Directional wavelet packets originating from polynomial splines

TL;DR

This paper introduces a comprehensive library of complex wavelet packets derived from polynomial splines, offering enhanced directionality and frequency resolution for advanced image processing tasks.

Contribution

It presents a new set of quasi-analytic wavelet packets with arbitrary directional orientations, derived from polynomial splines, expanding the tools for image analysis.

Findings

Provides wavelet packets with 62 directions at fourth level

Offers refined frequency resolution and strong directionality

Waveforms exhibit symmetry and oscillating structures

Abstract

The paper presents a versatile library of quasi-analytic complex-valued wavelet packets (WPs) which originate from polynomial splines of arbitrary orders.
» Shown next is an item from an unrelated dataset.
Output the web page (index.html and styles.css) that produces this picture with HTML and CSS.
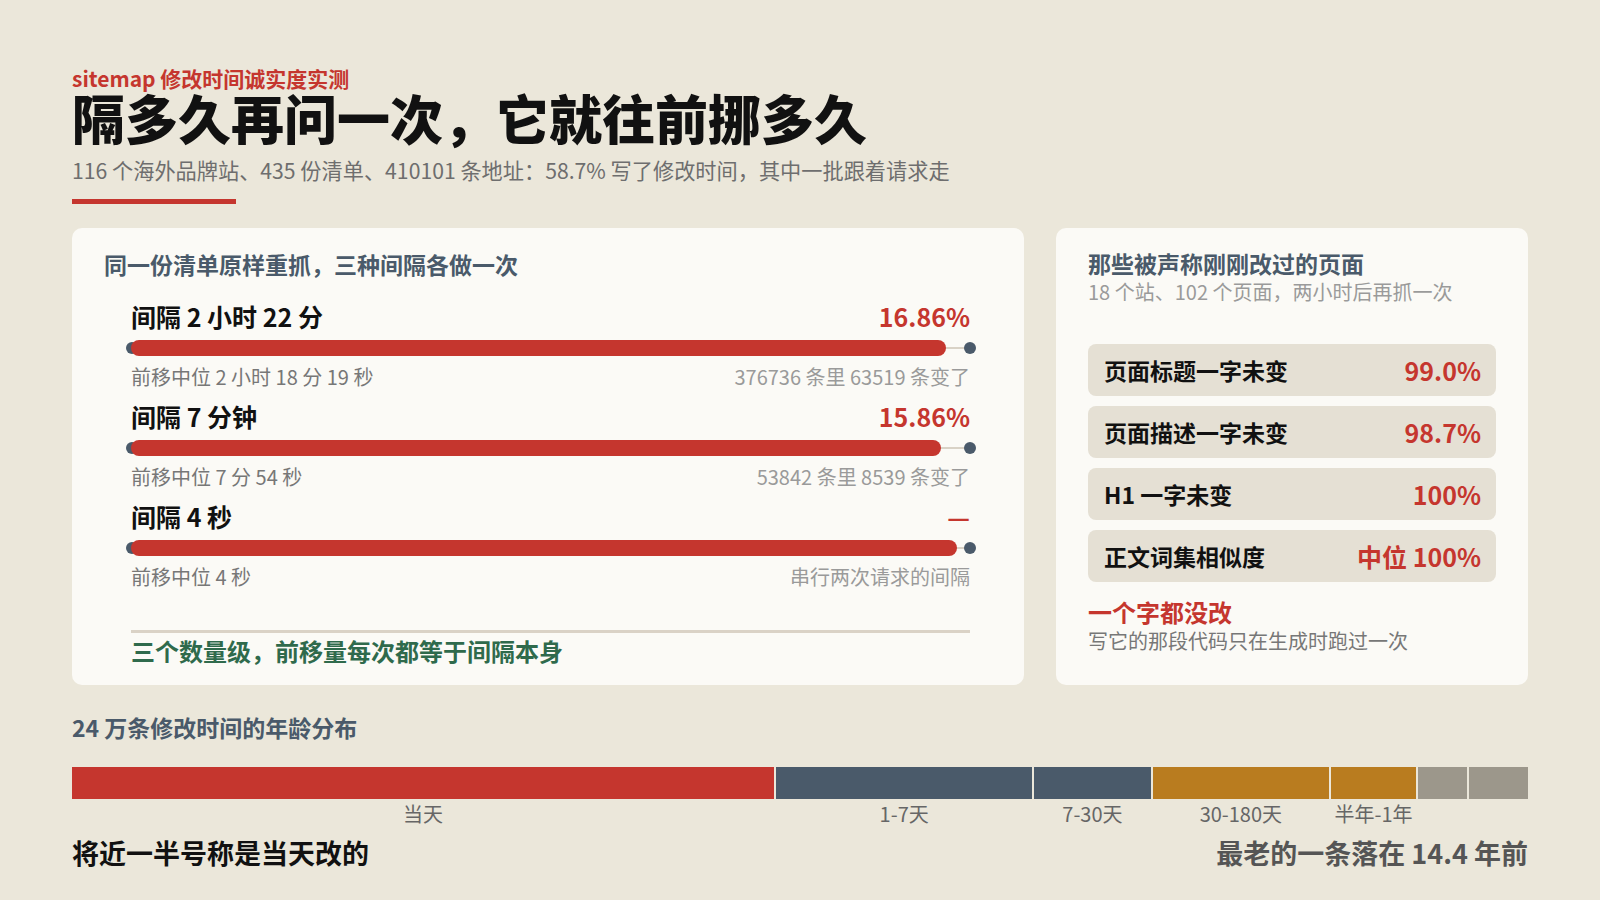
FILE: index.html
```html
<!DOCTYPE html>
<html lang="zh-CN">
<head>
<meta charset="utf-8">
<title>sitemap 修改时间诚实度实测</title>
<link rel="stylesheet" href="styles.css">
</head>
<body>
<div class="page">
  <header class="hero">
    <div class="kicker">sitemap 修改时间诚实度实测</div>
    <h1 class="title">隔多久再问一次，它就往前挪多久</h1>
    <p class="lede">116 个海外品牌站、435 份清单、410101 条地址：58.7% 写了修改时间，其中一批跟着请求走</p>
    <div class="rule"></div>
  </header>

  <section class="cards">
    <div class="card card-left">
      <h2 class="card-title">同一份清单原样重抓，三种间隔各做一次</h2>
      <div class="rows">
        <div class="row">
          <div class="row-head"><span class="row-label">间隔 2 小时 22 分</span><span class="row-value">16.86%</span></div>
          <div class="track"><span class="dot dot-start"></span><span class="fill" style="width:97.1%"></span><span class="dot dot-end"></span></div>
          <div class="row-foot"><span class="foot-left">前移中位 2 小时 18 分 19 秒</span><span class="foot-right">376736 条里 63519 条变了</span></div>
        </div>
        <div class="row">
          <div class="row-head"><span class="row-label">间隔 7 分钟</span><span class="row-value">15.86%</span></div>
          <div class="track"><span class="dot dot-start"></span><span class="fill" style="width:96.5%"></span><span class="dot dot-end"></span></div>
          <div class="row-foot"><span class="foot-left">前移中位 7 分 54 秒</span><span class="foot-right">53842 条里 8539 条变了</span></div>
        </div>
        <div class="row">
          <div class="row-head"><span class="row-label">间隔 4 秒</span><span class="row-value">—</span></div>
          <div class="track"><span class="dot dot-start"></span><span class="fill" style="width:98.5%"></span><span class="dot dot-end"></span></div>
          <div class="row-foot"><span class="foot-left">前移中位 4 秒</span><span class="foot-right">串行两次请求的间隔</span></div>
        </div>
      </div>
      <div class="divider"></div>
      <div class="card-note">三个数量级，前移量每次都等于间隔本身</div>
    </div>

    <div class="card card-right">
      <h2 class="card-title">那些被声称刚刚改过的页面</h2>
      <div class="card-sub">18 个站、102 个页面，两小时后再抓一次</div>
      <div class="stats">
        <div class="stat"><span class="stat-label">页面标题一字未变</span><span class="stat-value">99.0%</span></div>
        <div class="stat"><span class="stat-label">页面描述一字未变</span><span class="stat-value">98.7%</span></div>
        <div class="stat"><span class="stat-label">H1 一字未变</span><span class="stat-value">100%</span></div>
        <div class="stat"><span class="stat-label">正文词集相似度</span><span class="stat-value">中位 100%</span></div>
      </div>
      <div class="verdict">一个字都没改</div>
      <div class="verdict-sub">写它的那段代码只在生成时跑过一次</div>
    </div>
  </section>

  <section class="dist">
    <h3 class="dist-title">24 万条修改时间的年龄分布</h3>
    <div class="segments">
      <div class="seg" style="flex-grow:688"><div class="seg-bar c-red"></div><div class="seg-label">当天</div></div>
      <div class="seg" style="flex-grow:251"><div class="seg-bar c-slate"></div><div class="seg-label">1-7天</div></div>
      <div class="seg" style="flex-grow:114"><div class="seg-bar c-slate"></div><div class="seg-label">7-30天</div></div>
      <div class="seg" style="flex-grow:173"><div class="seg-bar c-amber"></div><div class="seg-label">30-180天</div></div>
      <div class="seg" style="flex-grow:83"><div class="seg-bar c-amber"></div><div class="seg-label">半年-1年</div></div>
      <div class="seg" style="flex-grow:48"><div class="seg-bar c-gray"></div><div class="seg-label"></div></div>
      <div class="seg" style="flex-grow:58"><div class="seg-bar c-gray"></div><div class="seg-label"></div></div>
    </div>
    <div class="dist-foot">
      <span class="dist-left">将近一半号称是当天改的</span>
      <span class="dist-right">最老的一条落在 14.4 年前</span>
    </div>
  </section>
</div>
</body>
</html>
```

FILE: styles.css
```css
* { box-sizing: border-box; margin: 0; padding: 0; }

html, body {
  width: 1600px;
  height: 900px;
  overflow: hidden;
}

body {
  background: #ebe7da;
  font-family: "Noto Sans CJK SC", "Noto Sans", sans-serif;
  color: #111;
}

.page {
  padding: 67px 72px 0 72px;
}

.kicker {
  font-size: 21px;
  line-height: 22px;
  font-weight: 700;
  color: #c5362e;
}

.title {
  font-size: 53px;
  line-height: 52px;
  font-weight: 900;
  color: #111;
  margin-top: 2px;
}

.lede {
  margin-top: 13px;
  font-size: 21.2px;
  line-height: 28px;
  color: #6e6e6e;
}

.rule {
  margin-top: 15px;
  width: 164px;
  height: 5px;
  background: #c5362e;
}

.cards {
  margin-top: 24px;
  display: grid;
  grid-template-columns: 952px 472px;
  column-gap: 32px;
}

.card {
  background: #fbfaf6;
  border-radius: 10px;
  padding: 0 32px;
}

.card-left {
  padding-top: 21px;
  padding-bottom: 19px;
}

.card-title {
  font-size: 23px;
  line-height: 30px;
  font-weight: 700;
  color: #4a5a6a;
}

.rows {
  margin-top: 21px;
  padding: 0 22px 0 27px;
  display: flex;
  flex-direction: column;
  gap: 10px;
}

.row-head, .row-foot {
  display: flex;
  justify-content: space-between;
  align-items: center;
}

.row-head { height: 32px; }

.row-label {
  font-size: 25px;
  font-weight: 700;
  color: #111;
}

.row-value {
  font-size: 25px;
  font-weight: 700;
  color: #c5362e;
}

.track {
  position: relative;
  margin-top: 8px;
  height: 16px;
}

.track::before {
  content: "";
  position: absolute;
  left: 0;
  right: 0;
  top: 7px;
  height: 2px;
  background: #d9d2c6;
}

.fill {
  position: absolute;
  left: 0;
  top: 0;
  height: 16px;
  border-radius: 8px;
  background: #c5362e;
}

.dot {
  position: absolute;
  top: 2px;
  width: 12px;
  height: 12px;
  border-radius: 50%;
  background: #4a5a6a;
}

.dot-start { left: -5px; }
.dot-end { right: -6px; }

.row-foot {
  margin-top: 6px;
  height: 28px;
}

.foot-left {
  font-size: 20px;
  color: #777;
}

.foot-right {
  font-size: 20px;
  color: #9a9a9a;
}

.divider {
  margin: 40px 22px 0 27px;
  height: 3px;
  background: #dad2c6;
}

.card-note {
  margin-top: 3px;
  padding-left: 27px;
  font-size: 24px;
  line-height: 30px;
  font-weight: 700;
  color: #2f6a4c;
}

.card-right {
  padding-top: 20px;
}

.card-sub {
  font-size: 20px;
  line-height: 28px;
  color: #9a9a9a;
}

.stats {
  margin-top: 38px;
  display: flex;
  flex-direction: column;
  gap: 10px;
}

.stat {
  height: 52px;
  border-radius: 8px;
  background: #e5e0d4;
  padding: 0 15px 0 16px;
  display: flex;
  justify-content: space-between;
  align-items: center;
}

.stat-label {
  font-size: 23px;
  font-weight: 700;
  color: #111;
}

.stat-value {
  font-size: 25px;
  font-weight: 700;
  color: #c5362e;
}

.verdict {
  margin-top: 15px;
  font-size: 24px;
  line-height: 30px;
  font-weight: 700;
  color: #c5362e;
}

.verdict-sub {
  font-size: 20px;
  line-height: 28px;
  color: #777;
}

.dist {
  margin-top: 27px;
}

.dist-title {
  font-size: 23px;
  line-height: 30px;
  font-weight: 700;
  color: #4a5a6a;
}

.segments {
  margin-top: 25px;
  display: flex;
  gap: 2px;
}

.seg {
  flex-basis: 0;
  min-width: 0;
  display: flex;
  flex-direction: column;
  align-items: center;
}

.seg-bar {
  width: 100%;
  height: 32px;
}

.c-red { background: #c5362e; }
.c-slate { background: #4a5a6a; }
.c-amber { background: #b97c1f; }
.c-gray { background: #9c978b; }

.seg-label {
  margin-top: 2px;
  height: 26px;
  line-height: 26px;
  font-size: 20px;
  color: #666;
  white-space: nowrap;
}

.dist-foot {
  margin-top: 8px;
  display: flex;
  justify-content: space-between;
  align-items: center;
  height: 34px;
}

.dist-left {
  font-size: 27px;
  font-weight: 700;
  color: #111;
}

.dist-right {
  font-size: 27px;
  font-weight: 700;
  color: #555;
}
```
The real parts of the quasi-analytic WPs are the regular spline-based orthonormal WPs designed in [1]. The imaginary parts are the so-called complementary orthonormal WPs that are derived from the Hilbert transforms of the regular WPs and, unlike the symmetric regular WPs, are antisymmetric. Tensor products of 1D quasi-analytic WPs provide a diversity of 2D WPs oriented in multiple directions. For example, a set of the fourth-level WPs comprises 62 different directions. The properties of the presented WPs are refined frequency resolution, directionality of waveforms with unlimited number of orientations, (anti-)symmetry of waveforms and windowed oscillating structure of waveforms with a variety of frequencies. Directional WPs have a strong potential to be used in various image processing applications such as restoration of degraded images and extraction of characteristic features from the images.